--- Start of DATASET EXCERPT ---
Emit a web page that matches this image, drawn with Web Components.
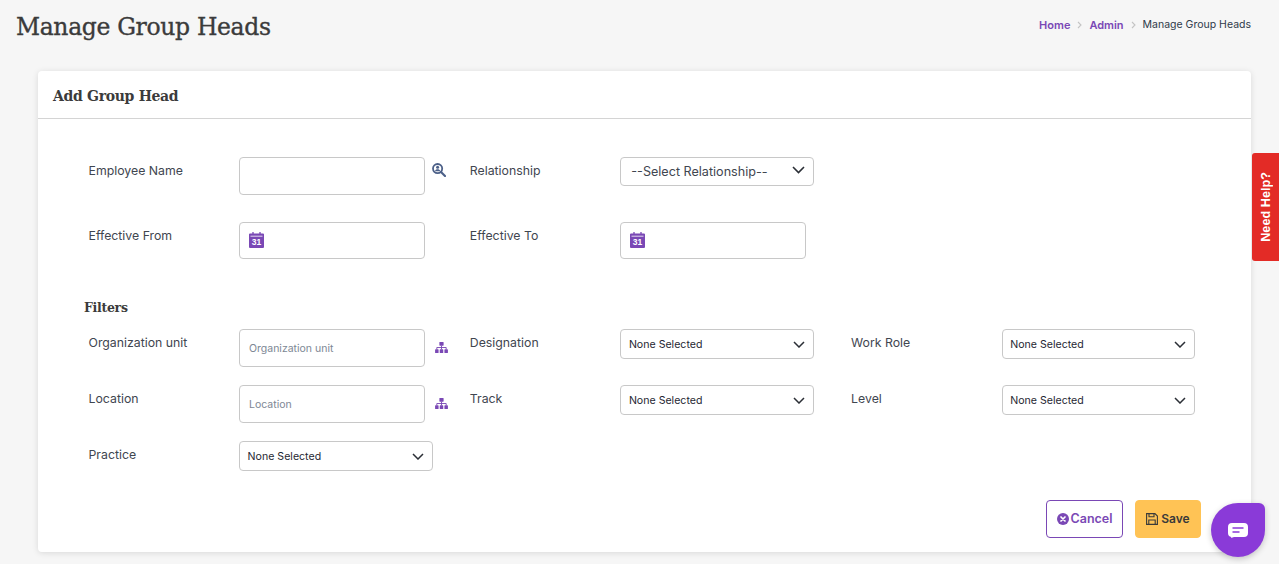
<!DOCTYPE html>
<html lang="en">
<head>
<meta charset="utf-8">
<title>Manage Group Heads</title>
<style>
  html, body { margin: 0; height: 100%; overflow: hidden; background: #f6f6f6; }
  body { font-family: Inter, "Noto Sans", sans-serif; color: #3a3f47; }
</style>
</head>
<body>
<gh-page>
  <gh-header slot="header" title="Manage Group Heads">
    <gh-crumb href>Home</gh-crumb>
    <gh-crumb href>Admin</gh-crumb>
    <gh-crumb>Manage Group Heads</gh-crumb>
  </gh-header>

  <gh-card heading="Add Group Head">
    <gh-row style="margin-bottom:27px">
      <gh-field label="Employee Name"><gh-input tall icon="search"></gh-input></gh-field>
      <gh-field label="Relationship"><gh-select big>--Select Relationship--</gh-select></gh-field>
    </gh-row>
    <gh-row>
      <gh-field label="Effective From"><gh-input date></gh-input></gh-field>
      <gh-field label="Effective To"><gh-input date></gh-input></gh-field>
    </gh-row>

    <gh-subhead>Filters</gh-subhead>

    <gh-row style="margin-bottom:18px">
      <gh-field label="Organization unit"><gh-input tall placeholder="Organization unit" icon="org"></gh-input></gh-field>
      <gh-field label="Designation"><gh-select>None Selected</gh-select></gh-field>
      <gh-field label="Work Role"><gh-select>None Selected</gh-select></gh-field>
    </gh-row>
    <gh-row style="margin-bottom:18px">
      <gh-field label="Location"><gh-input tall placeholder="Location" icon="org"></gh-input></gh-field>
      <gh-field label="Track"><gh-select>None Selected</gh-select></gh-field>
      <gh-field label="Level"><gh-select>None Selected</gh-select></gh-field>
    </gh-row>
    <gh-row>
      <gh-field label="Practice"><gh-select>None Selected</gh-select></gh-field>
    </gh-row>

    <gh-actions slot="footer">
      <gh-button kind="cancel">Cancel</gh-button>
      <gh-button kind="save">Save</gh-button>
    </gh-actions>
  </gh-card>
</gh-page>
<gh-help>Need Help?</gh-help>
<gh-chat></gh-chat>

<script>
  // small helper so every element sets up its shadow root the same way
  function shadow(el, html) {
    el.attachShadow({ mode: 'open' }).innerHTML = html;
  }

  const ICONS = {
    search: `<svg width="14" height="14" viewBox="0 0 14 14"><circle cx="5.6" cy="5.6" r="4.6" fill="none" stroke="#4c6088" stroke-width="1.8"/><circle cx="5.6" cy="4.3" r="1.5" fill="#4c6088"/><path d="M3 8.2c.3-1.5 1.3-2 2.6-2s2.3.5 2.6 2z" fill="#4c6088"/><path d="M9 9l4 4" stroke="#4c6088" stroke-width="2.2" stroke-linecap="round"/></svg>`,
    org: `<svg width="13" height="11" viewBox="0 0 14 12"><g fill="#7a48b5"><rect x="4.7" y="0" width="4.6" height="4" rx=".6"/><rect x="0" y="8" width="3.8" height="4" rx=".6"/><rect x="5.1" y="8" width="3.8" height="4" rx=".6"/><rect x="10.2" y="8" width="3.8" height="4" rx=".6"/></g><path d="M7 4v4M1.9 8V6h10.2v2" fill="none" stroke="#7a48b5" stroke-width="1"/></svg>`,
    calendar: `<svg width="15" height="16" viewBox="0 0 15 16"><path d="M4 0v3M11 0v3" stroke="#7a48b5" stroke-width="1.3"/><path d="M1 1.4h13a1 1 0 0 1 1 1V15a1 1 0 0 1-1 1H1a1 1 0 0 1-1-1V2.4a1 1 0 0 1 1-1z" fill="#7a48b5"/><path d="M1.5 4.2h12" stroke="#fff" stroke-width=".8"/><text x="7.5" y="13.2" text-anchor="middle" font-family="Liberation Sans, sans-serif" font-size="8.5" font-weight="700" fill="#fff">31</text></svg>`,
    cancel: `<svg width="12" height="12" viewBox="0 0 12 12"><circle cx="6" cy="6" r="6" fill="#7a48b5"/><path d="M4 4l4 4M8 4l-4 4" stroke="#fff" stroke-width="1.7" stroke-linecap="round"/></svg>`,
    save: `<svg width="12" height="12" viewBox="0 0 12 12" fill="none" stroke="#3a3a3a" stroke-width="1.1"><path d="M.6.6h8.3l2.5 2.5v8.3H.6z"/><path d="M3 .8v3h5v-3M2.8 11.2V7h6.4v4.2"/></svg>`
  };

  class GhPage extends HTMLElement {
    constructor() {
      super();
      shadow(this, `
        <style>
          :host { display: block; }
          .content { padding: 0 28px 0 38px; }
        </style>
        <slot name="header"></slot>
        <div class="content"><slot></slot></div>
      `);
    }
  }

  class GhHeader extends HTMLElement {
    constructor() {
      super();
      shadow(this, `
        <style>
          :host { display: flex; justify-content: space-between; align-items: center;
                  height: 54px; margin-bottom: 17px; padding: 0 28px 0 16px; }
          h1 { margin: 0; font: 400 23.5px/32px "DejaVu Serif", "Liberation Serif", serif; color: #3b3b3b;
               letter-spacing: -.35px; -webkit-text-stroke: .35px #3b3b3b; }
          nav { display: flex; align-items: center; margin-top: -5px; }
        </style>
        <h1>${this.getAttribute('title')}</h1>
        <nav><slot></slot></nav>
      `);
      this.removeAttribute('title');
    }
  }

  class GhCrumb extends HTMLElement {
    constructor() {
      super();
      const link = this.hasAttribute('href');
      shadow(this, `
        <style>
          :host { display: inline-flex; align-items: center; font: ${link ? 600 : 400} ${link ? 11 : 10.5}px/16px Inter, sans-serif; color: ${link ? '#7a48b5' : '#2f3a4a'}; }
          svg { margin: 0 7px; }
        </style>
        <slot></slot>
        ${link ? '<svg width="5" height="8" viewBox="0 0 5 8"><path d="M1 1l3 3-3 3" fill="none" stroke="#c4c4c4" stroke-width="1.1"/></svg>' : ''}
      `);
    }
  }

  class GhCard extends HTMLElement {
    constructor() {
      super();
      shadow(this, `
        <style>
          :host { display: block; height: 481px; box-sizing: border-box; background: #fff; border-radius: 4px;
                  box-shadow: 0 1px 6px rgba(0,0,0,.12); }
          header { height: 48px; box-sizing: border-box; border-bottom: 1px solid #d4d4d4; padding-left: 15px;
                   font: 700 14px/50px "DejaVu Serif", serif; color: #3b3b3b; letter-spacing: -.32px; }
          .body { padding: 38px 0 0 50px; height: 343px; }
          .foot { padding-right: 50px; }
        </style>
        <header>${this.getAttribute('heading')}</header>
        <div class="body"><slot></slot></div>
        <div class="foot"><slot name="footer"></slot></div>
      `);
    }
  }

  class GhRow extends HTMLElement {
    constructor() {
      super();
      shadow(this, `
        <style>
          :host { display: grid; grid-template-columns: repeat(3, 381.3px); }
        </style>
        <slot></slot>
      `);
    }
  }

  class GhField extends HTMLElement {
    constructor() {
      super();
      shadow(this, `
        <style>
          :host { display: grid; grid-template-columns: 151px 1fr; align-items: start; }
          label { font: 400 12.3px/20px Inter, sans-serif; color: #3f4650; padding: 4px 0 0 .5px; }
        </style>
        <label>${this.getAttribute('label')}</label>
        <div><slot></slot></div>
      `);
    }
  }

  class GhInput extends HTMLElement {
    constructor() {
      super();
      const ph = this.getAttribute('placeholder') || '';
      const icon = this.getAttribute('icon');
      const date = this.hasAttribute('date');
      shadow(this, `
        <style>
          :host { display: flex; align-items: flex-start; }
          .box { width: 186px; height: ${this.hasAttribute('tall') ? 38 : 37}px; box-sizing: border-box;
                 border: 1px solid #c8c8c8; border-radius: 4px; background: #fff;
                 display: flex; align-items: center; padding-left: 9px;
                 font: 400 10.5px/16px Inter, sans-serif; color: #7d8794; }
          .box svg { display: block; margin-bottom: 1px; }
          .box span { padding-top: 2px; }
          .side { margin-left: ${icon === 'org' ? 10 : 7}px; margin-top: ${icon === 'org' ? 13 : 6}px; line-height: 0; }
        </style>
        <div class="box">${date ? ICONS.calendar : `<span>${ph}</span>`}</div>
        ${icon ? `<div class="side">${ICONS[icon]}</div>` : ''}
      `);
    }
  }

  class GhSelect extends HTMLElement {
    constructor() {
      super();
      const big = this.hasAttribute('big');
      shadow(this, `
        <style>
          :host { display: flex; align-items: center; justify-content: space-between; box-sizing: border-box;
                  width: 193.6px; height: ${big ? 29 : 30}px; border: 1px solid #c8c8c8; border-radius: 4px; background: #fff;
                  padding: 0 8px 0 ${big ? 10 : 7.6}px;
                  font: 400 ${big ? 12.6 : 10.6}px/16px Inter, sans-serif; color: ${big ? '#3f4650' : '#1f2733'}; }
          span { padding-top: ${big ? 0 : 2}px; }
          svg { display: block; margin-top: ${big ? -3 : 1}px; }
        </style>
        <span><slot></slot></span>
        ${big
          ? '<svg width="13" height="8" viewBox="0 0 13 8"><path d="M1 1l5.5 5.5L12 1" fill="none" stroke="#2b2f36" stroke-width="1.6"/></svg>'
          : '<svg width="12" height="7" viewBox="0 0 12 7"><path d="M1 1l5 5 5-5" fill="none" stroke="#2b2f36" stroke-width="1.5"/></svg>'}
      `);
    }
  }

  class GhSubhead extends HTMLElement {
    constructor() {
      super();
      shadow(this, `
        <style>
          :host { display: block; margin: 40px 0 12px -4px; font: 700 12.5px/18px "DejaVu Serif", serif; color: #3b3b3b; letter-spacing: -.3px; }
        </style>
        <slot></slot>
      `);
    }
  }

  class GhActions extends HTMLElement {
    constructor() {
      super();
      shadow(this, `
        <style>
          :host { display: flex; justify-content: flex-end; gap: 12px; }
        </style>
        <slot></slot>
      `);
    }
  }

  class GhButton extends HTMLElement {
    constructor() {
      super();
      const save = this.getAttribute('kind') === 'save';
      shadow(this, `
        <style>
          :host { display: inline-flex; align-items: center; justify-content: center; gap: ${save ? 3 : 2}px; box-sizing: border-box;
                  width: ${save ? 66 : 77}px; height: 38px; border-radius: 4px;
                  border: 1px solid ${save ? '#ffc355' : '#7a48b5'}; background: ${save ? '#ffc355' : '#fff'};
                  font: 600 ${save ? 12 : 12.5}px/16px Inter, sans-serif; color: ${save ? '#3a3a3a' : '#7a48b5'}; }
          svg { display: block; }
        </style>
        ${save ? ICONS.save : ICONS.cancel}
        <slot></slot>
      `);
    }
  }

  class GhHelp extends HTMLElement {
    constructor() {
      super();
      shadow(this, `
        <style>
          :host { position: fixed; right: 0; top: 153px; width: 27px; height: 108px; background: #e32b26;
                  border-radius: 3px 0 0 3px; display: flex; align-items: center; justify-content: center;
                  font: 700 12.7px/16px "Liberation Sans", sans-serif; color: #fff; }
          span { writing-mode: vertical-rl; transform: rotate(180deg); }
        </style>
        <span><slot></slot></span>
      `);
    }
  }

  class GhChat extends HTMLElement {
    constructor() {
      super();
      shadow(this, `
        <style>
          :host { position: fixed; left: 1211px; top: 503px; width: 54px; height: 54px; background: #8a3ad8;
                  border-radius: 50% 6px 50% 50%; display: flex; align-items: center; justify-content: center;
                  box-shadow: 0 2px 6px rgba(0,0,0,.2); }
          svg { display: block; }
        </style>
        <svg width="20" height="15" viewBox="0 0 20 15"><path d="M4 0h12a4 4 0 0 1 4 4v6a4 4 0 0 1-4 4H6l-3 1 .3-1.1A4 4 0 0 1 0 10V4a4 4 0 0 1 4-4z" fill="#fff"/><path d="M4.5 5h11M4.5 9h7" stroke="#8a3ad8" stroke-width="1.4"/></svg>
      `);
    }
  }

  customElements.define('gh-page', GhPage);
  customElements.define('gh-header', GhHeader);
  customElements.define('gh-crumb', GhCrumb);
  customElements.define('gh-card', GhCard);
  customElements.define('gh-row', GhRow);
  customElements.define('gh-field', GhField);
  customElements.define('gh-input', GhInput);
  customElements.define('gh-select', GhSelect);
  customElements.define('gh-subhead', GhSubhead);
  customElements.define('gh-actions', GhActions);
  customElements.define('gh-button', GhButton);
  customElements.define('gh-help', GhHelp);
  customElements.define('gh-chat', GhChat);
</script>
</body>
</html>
--- End of DATASET EXCERPT ---
● **AIM OF THE TASK**
Please restate the material above line by line, exactly, beginning at its first line and ending with the line that contains "<gh-subhead>Filters</gh-subhead>", without any pictures.

● **OUTPUT OF THE EXERCISE**
Emit a web page that matches this image, drawn with Web Components.
<!DOCTYPE html>
<html lang="en">
<head>
<meta charset="utf-8">
<title>Manage Group Heads</title>
<style>
  html, body { margin: 0; height: 100%; overflow: hidden; background: #f6f6f6; }
  body { font-family: Inter, "Noto Sans", sans-serif; color: #3a3f47; }
</style>
</head>
<body>
<gh-page>
  <gh-header slot="header" title="Manage Group Heads">
    <gh-crumb href>Home</gh-crumb>
    <gh-crumb href>Admin</gh-crumb>
    <gh-crumb>Manage Group Heads</gh-crumb>
  </gh-header>

  <gh-card heading="Add Group Head">
    <gh-row style="margin-bottom:27px">
      <gh-field label="Employee Name"><gh-input tall icon="search"></gh-input></gh-field>
      <gh-field label="Relationship"><gh-select big>--Select Relationship--</gh-select></gh-field>
    </gh-row>
    <gh-row>
      <gh-field label="Effective From"><gh-input date></gh-input></gh-field>
      <gh-field label="Effective To"><gh-input date></gh-input></gh-field>
    </gh-row>

    <gh-subhead>Filters</gh-subhead>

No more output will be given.